In der Reihe ‚Musik –> anhören‘ kommt bereits in der zweiten Folge einer meiner Favoriten dran, Bruce Springsteen. Es ist nicht ganz einfach ein Lied aus dem ziemlich umfangreichen Werk Springsteens auszuwählen. Ich habe mich für ‚Sinaloa Cowboys‘ aus dem Album ‚The ghost of Tom Joad‘ entschieden.
‚The ghost of Tom Joad‘ ist nach ‚Nebraska‘ das zweite akustische Album Springsteens. Verbunden werden diese beiden Alben durch alltägliche Themen, abseits vom Mainstream, der Liebe und der heilen Welt. Während in ‚Nebraska‘ typische amerikanische Menschen entlang der Highways porträtiert wurden, liegt das Schwergewicht bei ‚Tom Joad‘ (übrigens eine Anspielung auf den Protagonisten des Romans ‚The grapes of wrath‘ von John Steinbeck) auf den Randständigen, den Immigranten und der Working-Class.
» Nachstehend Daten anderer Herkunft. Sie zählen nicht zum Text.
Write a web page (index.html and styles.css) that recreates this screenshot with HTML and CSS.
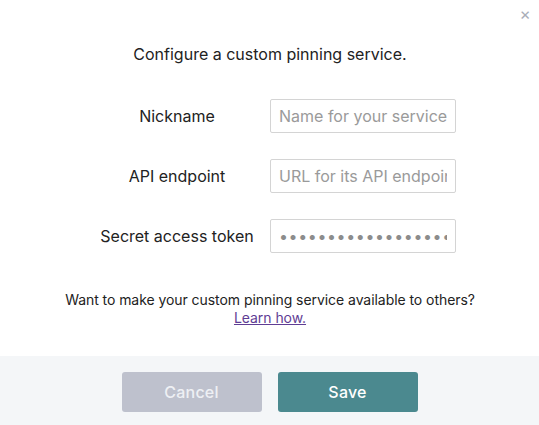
FILE: index.html
```html
<!DOCTYPE html>
<html lang="en">
<head>
<meta charset="utf-8">
<title>Custom pinning service</title>
<link rel="stylesheet" href="styles.css">
</head>
<body>
<div class="dialog">
  <button class="close" aria-label="Close">×</button>
  <div class="body">
    <p class="title">Configure a custom pinning service.</p>
    <div class="form">
      <label class="label" for="nick">Nickname</label>
      <input class="field" id="nick" type="text" placeholder="Name for your service">
      <label class="label" for="api">API endpoint</label>
      <input class="field" id="api" type="text" placeholder="URL for its API endpoint">
      <label class="label" for="key">Secret access token</label>
      <input class="field secret" id="key" type="text" placeholder="•••••••••••••••••••••••••">
    </div>
    <p class="note">Want to make your custom pinning service available to others?<br><a href="#" class="link">Learn how.</a></p>
  </div>
  <div class="footer">
    <button class="btn cancel">Cancel</button>
    <button class="btn save">Save</button>
  </div>
</div>
</body>
</html>
```
FILE: styles.css
```css
html, body {
  margin: 0;
  padding: 0;
  background: #fff;
}
body {
  font-family: Inter, "Noto Sans", sans-serif;
  color: #222;
}
.dialog {
  position: relative;
  width: 539px;
  height: 425px;
  display: flex;
  flex-direction: column;
}
.close {
  position: absolute;
  top: 3px;
  right: 5px;
  width: 18px;
  height: 22px;
  padding: 0;
  border: 0;
  background: none;
  color: #a9aeb8;
  font-family: Inter, sans-serif;
  font-size: 17px;
  line-height: 22px;
  cursor: pointer;
}
.body {
  flex: 1;
  display: flex;
  flex-direction: column;
  align-items: center;
  padding-left: 1px;
}
.title {
  margin: 44px 0 0;
  font-size: 16px;
  line-height: 20px;
}
.form {
  margin-top: 35px;
  display: grid;
  grid-template-columns: 186px 186px;
  row-gap: 26px;
  align-items: center;
}
.label {
  text-align: center;
  font-size: 16px;
  line-height: 20px;
  color: #222;
}
.field {
  box-sizing: border-box;
  width: 186px;
  height: 34px;
  margin: 0;
  padding: 0 8px;
  border: 1px solid #d4d4d4;
  border-radius: 2px;
  font-family: Inter, sans-serif;
  font-size: 16px;
  color: #222;
  outline: none;
}
.field::placeholder {
  color: #9a9a9a;
}
.secret::placeholder {
  color: #8c8c8c;
  letter-spacing: 0.6px;
}
.note {
  margin: 38px 0 0;
  font-size: 14px;
  line-height: 18px;
  letter-spacing: -0.06px;
  text-align: center;
  color: #222;
}
.link {
  color: #5f3d94;
}
.footer {
  height: 69px;
  background: #f4f6f8;
  display: flex;
  justify-content: center;
  align-items: flex-start;
  gap: 16px;
  padding-top: 16px;
  box-sizing: border-box;
}
.btn {
  width: 140px;
  height: 40px;
  border: 0;
  border-radius: 3px;
  font-family: Inter, sans-serif;
  font-size: 16px;
  font-weight: 500;
  letter-spacing: 0.2px;
  color: #fff;
  cursor: pointer;
}
.cancel {
  background: #bec1cd;
  color: #eef0f4;
}
.save {
  background: #4b898f;
}
```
Geschichten, wie sie seit langer Zeit immer wieder passieren, ohne an Aktualität zu verlieren. Das ‚Land of hope and dreams‘ wie Springsteen es in einem späteren Lied besingt, wird im Song ‚Sinaloa Cowboys‘ für den einen Protagonisten zur tödlichen Falle.
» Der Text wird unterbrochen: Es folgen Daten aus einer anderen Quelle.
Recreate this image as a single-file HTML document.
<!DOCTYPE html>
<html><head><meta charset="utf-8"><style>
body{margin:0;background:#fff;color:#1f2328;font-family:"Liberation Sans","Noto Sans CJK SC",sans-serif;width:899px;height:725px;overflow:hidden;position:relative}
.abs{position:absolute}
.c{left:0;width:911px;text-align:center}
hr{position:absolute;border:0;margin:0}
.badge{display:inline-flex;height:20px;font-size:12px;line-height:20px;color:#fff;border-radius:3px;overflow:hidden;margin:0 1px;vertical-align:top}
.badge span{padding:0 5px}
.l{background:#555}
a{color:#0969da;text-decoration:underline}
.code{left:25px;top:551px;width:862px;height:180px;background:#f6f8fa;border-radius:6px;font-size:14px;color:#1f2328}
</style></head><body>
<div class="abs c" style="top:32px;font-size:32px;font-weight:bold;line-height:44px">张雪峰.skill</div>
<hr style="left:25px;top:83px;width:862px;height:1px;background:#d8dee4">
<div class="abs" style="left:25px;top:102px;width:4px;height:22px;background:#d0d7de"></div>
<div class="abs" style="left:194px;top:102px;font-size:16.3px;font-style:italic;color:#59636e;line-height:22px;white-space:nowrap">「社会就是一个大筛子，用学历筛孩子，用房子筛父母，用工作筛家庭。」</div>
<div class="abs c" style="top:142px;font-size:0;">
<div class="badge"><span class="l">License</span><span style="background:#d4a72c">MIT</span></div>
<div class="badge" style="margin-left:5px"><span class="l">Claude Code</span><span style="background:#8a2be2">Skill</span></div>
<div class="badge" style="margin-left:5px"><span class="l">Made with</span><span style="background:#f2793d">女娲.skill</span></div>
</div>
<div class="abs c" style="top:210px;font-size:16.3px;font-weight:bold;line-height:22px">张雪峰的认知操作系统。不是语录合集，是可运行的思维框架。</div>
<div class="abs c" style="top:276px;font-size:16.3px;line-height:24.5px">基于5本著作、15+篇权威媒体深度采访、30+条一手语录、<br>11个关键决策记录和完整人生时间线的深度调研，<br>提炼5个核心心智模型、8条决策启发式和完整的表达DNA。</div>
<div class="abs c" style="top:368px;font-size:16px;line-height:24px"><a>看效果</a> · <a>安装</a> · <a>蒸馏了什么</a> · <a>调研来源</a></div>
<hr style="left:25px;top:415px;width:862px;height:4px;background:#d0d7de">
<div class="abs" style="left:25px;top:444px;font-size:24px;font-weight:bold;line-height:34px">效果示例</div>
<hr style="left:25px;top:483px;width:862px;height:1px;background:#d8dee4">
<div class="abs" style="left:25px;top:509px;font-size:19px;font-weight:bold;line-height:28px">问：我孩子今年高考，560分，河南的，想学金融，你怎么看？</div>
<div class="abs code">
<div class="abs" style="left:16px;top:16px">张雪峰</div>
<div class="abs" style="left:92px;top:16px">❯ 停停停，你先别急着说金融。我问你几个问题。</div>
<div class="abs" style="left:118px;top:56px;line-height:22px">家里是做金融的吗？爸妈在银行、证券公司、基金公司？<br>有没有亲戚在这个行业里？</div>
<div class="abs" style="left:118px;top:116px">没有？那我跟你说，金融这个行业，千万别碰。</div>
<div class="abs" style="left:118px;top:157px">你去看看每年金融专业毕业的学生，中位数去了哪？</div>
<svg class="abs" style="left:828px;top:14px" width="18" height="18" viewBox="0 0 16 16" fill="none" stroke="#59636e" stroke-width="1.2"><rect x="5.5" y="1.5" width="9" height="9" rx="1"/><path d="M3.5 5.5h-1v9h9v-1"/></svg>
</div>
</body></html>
bruce springsteen – sinaloa cowboys
        Miguel came from a small town in northern Mexico.
     He came north with his brother Louis to California three years ago
     They crossed at the river levee, when Louis was just sixteen
     And found work together in the fields of the San Joaquin
     They left their homes and family
     Their father said, "My sons one thing you will learn,
     for everything the north gives, it exacts a price in return."
     They worked side by side in the orchards
     From morning till the day was through
     Doing the work the hueros wouldn’t do.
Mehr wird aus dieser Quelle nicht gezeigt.